Stephen Trimble / Washington DC

After shootdown of CH-47 in Iraq, defence secretary comes under pressure to re-evaluate anti-missile systems

The first US aircraft shootdown due to an enemy missile in Iraq has sparked calls for a review of the adequacy of the US Department of Defense's electronic warfare stocks. The US Army is revisiting the schedule for deploying a next-generation anti-missile system on helicopters.

Two Democratic senators, Dick Durbin and Tom Harkin, sent a letter on 4 November to defence secretary Donald Rumsfeld, saying that the Boeing CH-47 Chinook that crashed in the 2 November attack may have lacked cockpit seat armour, as well as the ALQ-156(V) missile warning system and M-130 flare dispenser, both BAE Systems products. Fifteen soldiers were killed and 20 were wounded in the attack.

Army officials have confirmed the downed Army National Guard CH-47 was equipped with the ALQ-156(V), but the two senior lawmakers pressed Rumsfeld to justify the adequacy of the pulse-Doppler missile approach warning system.

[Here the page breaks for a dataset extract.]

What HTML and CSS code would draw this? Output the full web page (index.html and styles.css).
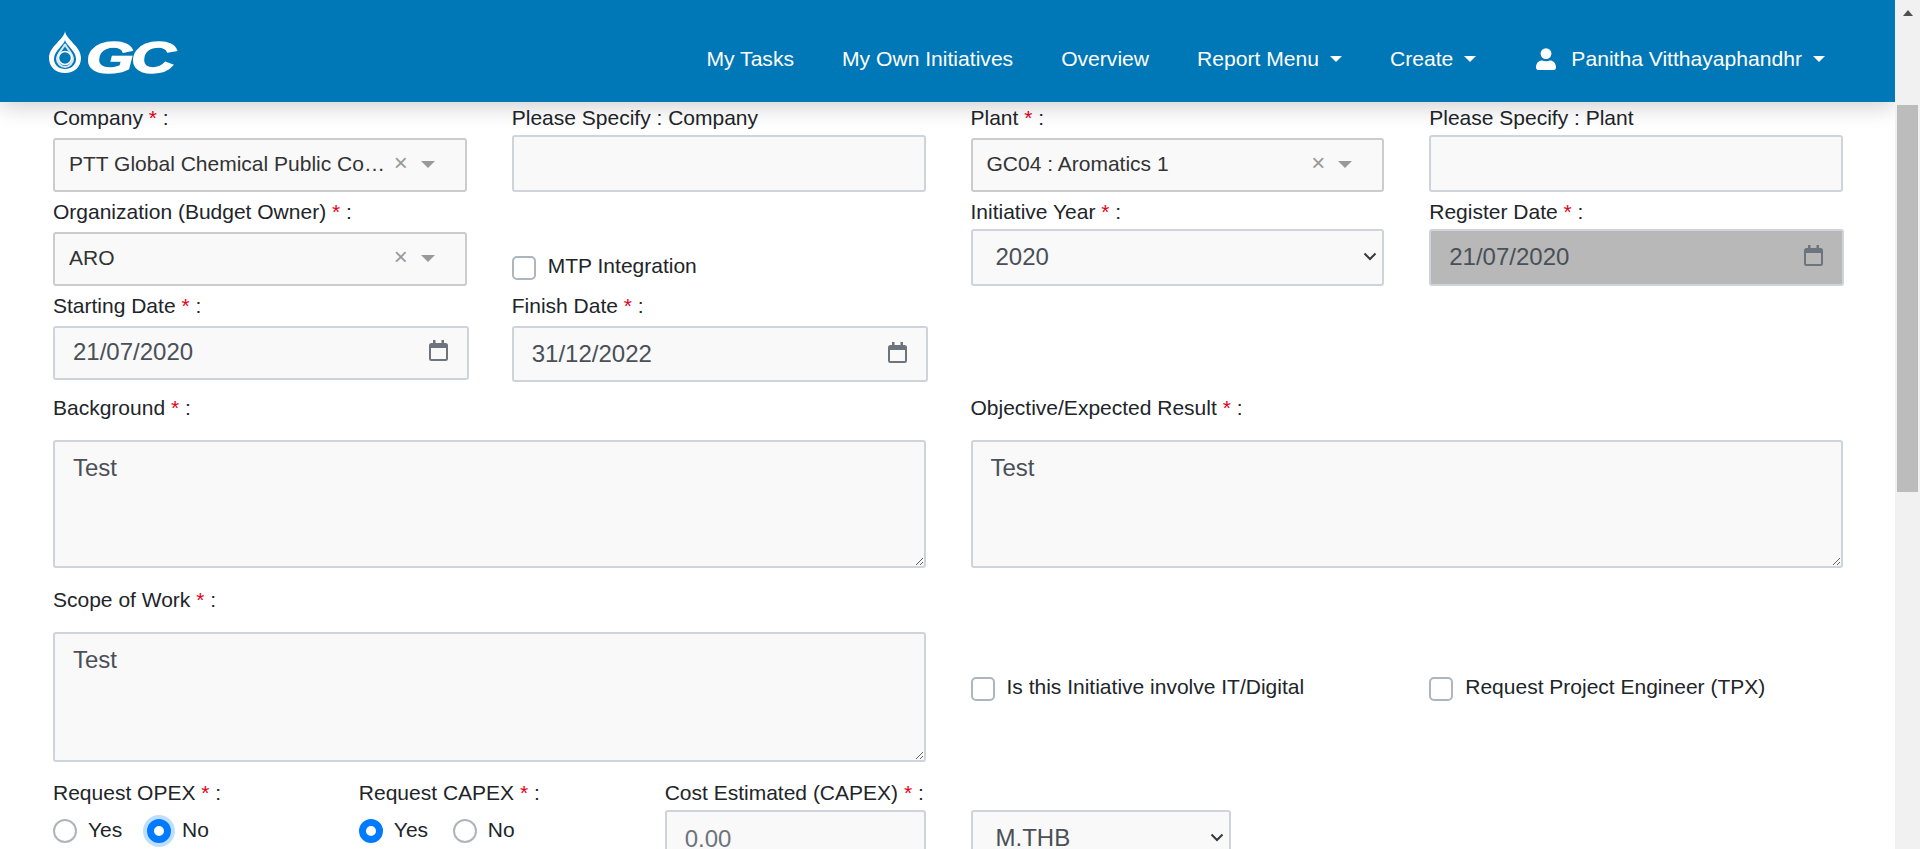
FILE: index.html
```html
<!DOCTYPE html>
<html lang="en">
<head>
  <meta charset="UTF-8">
  <meta name="viewport" content="width=device-width, initial-scale=1.0">
  <title>Initiative Detail</title>
  <link rel="stylesheet" href="styles.css">
</head>
<body>
  <div class="page">
    <header class="topbar">
      <a class="logo" href="#">
        <svg class="logo-drop" viewBox="0 0 32 42" width="32" height="42">
          <path fill="#fff" d="M16 0C17 9 32 15 32 27C32 36 25 42 16 42C7 42 0 36 0 27C0 15 15 9 16 0Z"/>
          <path fill="#0077b7" d="M16 9C17 14 27 20 27 28C27 34 22 38 16 38C10 38 5 34 5 28C5 20 15 14 16 9Z"/>
          <path fill="none" stroke="#d5e9f4" stroke-width="2" d="M16 13C17 17 24 22 24 28C24 32 20 36 16 36C12 36 8 32 8 28C8 22 15 17 16 13Z"/>
          <circle cx="16" cy="27" r="6.5" fill="#0077b7" stroke="#fff" stroke-width="1.5"/>
        </svg>
        <span class="logo-text">GC</span>
      </a>
      <nav class="nav">
        <a href="#">My Tasks</a>
        <a href="#">My Own Initiatives</a>
        <a href="#">Overview</a>
        <a href="#" class="caret">Report Menu</a>
        <a href="#" class="caret">Create</a>
        <a href="#" class="caret user">
          <svg viewBox="0 0 20 22" width="20" height="22"><circle cx="10" cy="5.6" r="5.4" fill="#fff"/><path fill="#fff" d="M0 19.5C0 15 3 12.6 6 12.6C8.5 13.6 11.5 13.6 14 12.6C17 12.6 20 15 20 19.5C20 21 19 22 18 22H2C1 22 0 21 0 19.5Z"/></svg>
          <span>Panitha Vitthayaphandhr</span>
        </a>
      </nav>
    </header>

    <form class="form">
      <div class="row row-1">
        <div class="field">
          <label>Company <span class="req">*</span> :</label>
          <div class="control pick"><span class="value">PTT Global Chemical Public Co…</span><span class="clear">×</span><span class="arrow"></span></div>
        </div>
        <div class="field">
          <label>Please Specify : Company</label>
          <input class="control tall" type="text">
        </div>
        <div class="field">
          <label>Plant <span class="req">*</span> :</label>
          <div class="control pick"><span class="value">GC04 : Aromatics 1</span><span class="clear">×</span><span class="arrow"></span></div>
        </div>
        <div class="field">
          <label>Please Specify : Plant</label>
          <input class="control tall" type="text">
        </div>
      </div>

      <div class="row row-2">
        <div class="field">
          <label>Organization (Budget Owner) <span class="req">*</span> :</label>
          <div class="control pick"><span class="value">ARO</span><span class="clear">×</span><span class="arrow"></span></div>
        </div>
        <label class="check mtp"><input type="checkbox"><span>MTP Integration</span></label>
        <div class="field">
          <label>Initiative Year <span class="req">*</span> :</label>
          <div class="control tall big drop"><span>2020</span><svg viewBox="0 0 14 9" width="14" height="9"><path d="M1.5 1.5L7 7L12.5 1.5" fill="none" stroke="#343a40" stroke-width="2"/></svg></div>
        </div>
        <div class="field">
          <label>Register Date <span class="req">*</span> :</label>
          <div class="control tall big date off"><span>21/07/2020</span>
            <svg class="cal" viewBox="0 0 19 21" width="19" height="21"><use href="#cal"/></svg>
          </div>
        </div>
      </div>

      <div class="row row-3">
        <div class="field">
          <label>Starting Date <span class="req">*</span> :</label>
          <div class="control big date wide"><span>21/07/2020</span>
            <svg class="cal" viewBox="0 0 19 21" width="19" height="21"><use href="#cal"/></svg>
          </div>
        </div>
        <div class="field">
          <label>Finish Date <span class="req">*</span> :</label>
          <div class="control finish big date wide"><span>31/12/2022</span>
            <svg class="cal" viewBox="0 0 19 21" width="19" height="21"><use href="#cal"/></svg>
          </div>
        </div>
      </div>

      <div class="row row-4">
        <div class="field half">
          <label>Background <span class="req">*</span> :</label>
          <textarea class="control big note">Test</textarea>
        </div>
        <div class="field half">
          <label>Objective/Expected Result <span class="req">*</span> :</label>
          <textarea class="control big note">Test</textarea>
        </div>
      </div>

      <div class="row row-5">
        <div class="field half">
          <label>Scope of Work <span class="req">*</span> :</label>
          <textarea class="control big note">Test</textarea>
        </div>
        <label class="check it"><input type="checkbox"><span>Is this Initiative involve IT/Digital</span></label>
        <label class="check it"><input type="checkbox"><span>Request Project Engineer (TPX)</span></label>
      </div>

      <div class="row row-6">
        <div class="field">
          <label>Request OPEX <span class="req">*</span> :</label>
          <div class="radios">
            <label class="radio"><input type="radio" name="opex"><span>Yes</span></label>
            <label class="radio"><input class="focus" type="radio" name="opex" checked><span>No</span></label>
          </div>
        </div>
        <div class="field">
          <label>Request CAPEX <span class="req">*</span> :</label>
          <div class="radios">
            <label class="radio"><input type="radio" name="capex" checked><span>Yes</span></label>
            <label class="radio"><input type="radio" name="capex"><span>No</span></label>
          </div>
        </div>
        <div class="field">
          <label>Cost Estimated (CAPEX) <span class="req">*</span> :</label>
          <input class="control tall big cost" type="text" value="0.00">
        </div>
        <div class="field unit">
          <div class="control tall big drop"><span>M.THB</span><svg viewBox="0 0 14 9" width="14" height="9"><path d="M1.5 1.5L7 7L12.5 1.5" fill="none" stroke="#343a40" stroke-width="2"/></svg></div>
        </div>
      </div>
    </form>
  </div>

  <div class="scrollbar">
    <div class="scroll-up"></div>
    <div class="scroll-thumb"></div>
  </div>

  <svg class="defs" width="0" height="0">
    <symbol id="cal" viewBox="0 0 19 21">
      <path fill="none" stroke="#6c757d" stroke-width="2" d="M2.5 4H16.5Q18 4 18 5.5V18.5Q18 20 16.5 20H2.5Q1 20 1 18.5V5.5Q1 4 2.5 4Z"/>
      <path fill="#6c757d" d="M1 4H18V8H1ZM4 0H6.5V4H4ZM12.5 0H15V4H12.5Z"/>
    </symbol>
  </svg>
</body>
</html>
```

FILE: styles.css
```css
* {
  box-sizing: border-box;
}
html, body {
  height: 849px;
  margin: 0;
  overflow: hidden;
}
body {
  display: flex;
  font-family: "Liberation Sans", Arial, sans-serif;
  font-size: 21px;
  color: #212529;
  background-color: #fff;
}
.page {
  flex: 1;
  min-width: 0;
  height: 849px;
  overflow: hidden;
}
.defs {
  position: absolute;
}

/* header */
.topbar {
  position: relative;
  z-index: 2;
  display: flex;
  align-items: center;
  height: 102px;
  padding: 0 70px 0 49px;
  background-color: #0077b7;
  box-shadow: 0 4px 22px rgba(0, 0, 0, 0.2);
}
.logo {
  display: flex;
  align-items: center;
  gap: 5px;
  height: 42px;
  margin-top: 1px;
  text-decoration: none;
}
.logo-text {
  font-size: 44px;
  line-height: 42px;
  font-weight: bold;
  font-style: italic;
  color: #fff;
  letter-spacing: -2px;
  -webkit-text-stroke: 1.5px #fff;
  display: inline-block;
  transform: scaleX(1.4);
  transform-origin: left center;
  margin-top: 12px;
}
.nav {
  display: flex;
  align-items: center;
  gap: 48px;
  margin-left: auto;
  margin-top: 16px;
  font-size: 21.1px;
}
.nav a {
  display: flex;
  align-items: center;
  color: #fff;
  text-decoration: none;
}
.caret::after {
  content: "";
  margin-left: 11px;
  border-top: 6px solid #fff;
  border-left: 6px solid transparent;
  border-right: 6px solid transparent;
}
.nav .user {
  margin-left: 12px;
}
.user svg {
  margin-right: 15px;
}

/* form layout */
.form {
  padding: 3px 52px 0 53px;
}
.row {
  display: grid;
  grid-template-columns: repeat(4, 1fr);
  column-gap: 45px;
  align-items: start;
}
.row-2 {
  margin-top: 7px;
}
.row-3 {
  margin-top: 7px;
}
.row-4 {
  margin-top: 13px;
}
.row-5 {
  margin-top: 19px;
}
.row-6 {
  grid-template-columns: repeat(6, 1fr);
  margin-top: 18px;
}
.field label {
  display: block;
  height: 26px;
  line-height: 26px;
  white-space: nowrap;
}
.half {
  grid-column: span 2;
}
.req {
  color: #e3001b;
}

/* controls */
.control {
  display: block;
  width: 100%;
  height: 54px;
  margin-top: 7px;
  padding: 0 18px;
  border: 2px solid #ced4da;
  border-radius: 3px;
  background-color: #f9f9f9;
  font-family: inherit;
  font-size: 21px;
  color: #495057;
}
.tall {
  height: 57px;
  margin-top: 4px;
}
.big {
  font-size: 24px;
}
.pick {
  display: flex;
  align-items: center;
  border-color: #cccccc;
  padding: 0 30px 2px 14px;
  color: #333;
}
.pick .value {
  flex: 1;
  white-space: nowrap;
  overflow: hidden;
}
.clear {
  font-size: 24px;
  line-height: 20px;
  color: #999;
  margin-right: 13px;
  margin-top: -2px;
}
.arrow {
  border-top: 7px solid #999;
  border-left: 7px solid transparent;
  border-right: 7px solid transparent;
}
.date, .drop {
  display: flex;
  align-items: center;
  justify-content: space-between;
  padding-bottom: 2px;
}
.date {
  padding-right: 19px;
}
.date .cal {
  margin-top: -3px;
}
.off {
  background-color: #b8b8b8;
  width: calc(100% + 1px);
}
.wide {
  width: calc(100% + 2px);
}
.finish {
  height: 56px;
  padding-bottom: 0;
}
.drop {
  padding-right: 5px;
  padding-left: 23px;
}
.note {
  height: 128px;
  margin-top: 19px;
  padding: 12px 18px;
  resize: both;
}
.row-5 .note {
  height: 130px;
}
.cost {
  margin-top: 4px;
  color: #6c757d;
}
.unit {
  padding-top: 30px;
}
.unit .control {
  margin-top: 0;
}

/* checks and radios */
.check {
  display: flex;
  align-items: center;
  height: 24px;
}
.check span {
  margin-top: -4px;
}
.check input {
  appearance: none;
  flex: none;
  width: 24px;
  height: 24px;
  margin: 0 12px 0 0;
  border: 2px solid #adb5bd;
  border-radius: 5px;
  background-color: #fff;
}
.mtp {
  margin-top: 57px;
}
.it {
  margin-top: 90px;
}
.radios {
  display: flex;
  margin-top: 13px;
}
.field .radio {
  display: flex;
  align-items: center;
  height: 24px;
  line-height: 24px;
  width: 94px;
}
.radio span {
  margin-top: -3px;
  margin-left: -1px;
}
.radio input {
  appearance: none;
  flex: none;
  width: 24px;
  height: 24px;
  margin: 0 12px 0 0;
  border: 2px solid #adb5bd;
  border-radius: 50%;
  background-color: #fff;
}
.radio input:checked {
  border-color: #007bff;
  background-color: #fff;
  border-width: 7px;
}
.radio .focus {
  box-shadow: 0 0 0 4px rgba(0, 123, 255, 0.25);
}

/* fake window scrollbar, page is clipped to the photographed scroll position */
.scrollbar {
  flex: none;
  width: 25px;
  height: 849px;
  background-color: #f1f1f1;
  padding: 10px 2px 0;
}
.scroll-up {
  width: 0;
  margin: 0 auto;
  border-bottom: 6px solid #505050;
  border-left: 5px solid transparent;
  border-right: 5px solid transparent;
}
.scroll-thumb {
  height: 387px;
  margin-top: 89px;
  background-color: #bcbcbc;
}
```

"We understand that the ALQ-156 is intended to protect against the expected threat from some surface-to-air missiles, but may not be as effective against other missiles," says the Durbin-Harkin letter.

The CH-47 is expected to be upgraded to the advanced threat infrared countermeasures/common missile warning system (ATIRCM/ CMWS), which includes an infrared jammer and improved flare and chaff dispensing systems.

The ATIRCM/CMWS programme managers were summoned to the Pentagon after the CH-47 crash.

A rocket-propelled grenade is believed to have downed a US Army UH-60 Black Hawk near Tikrit on 7 November, killing all six soldiers aboard.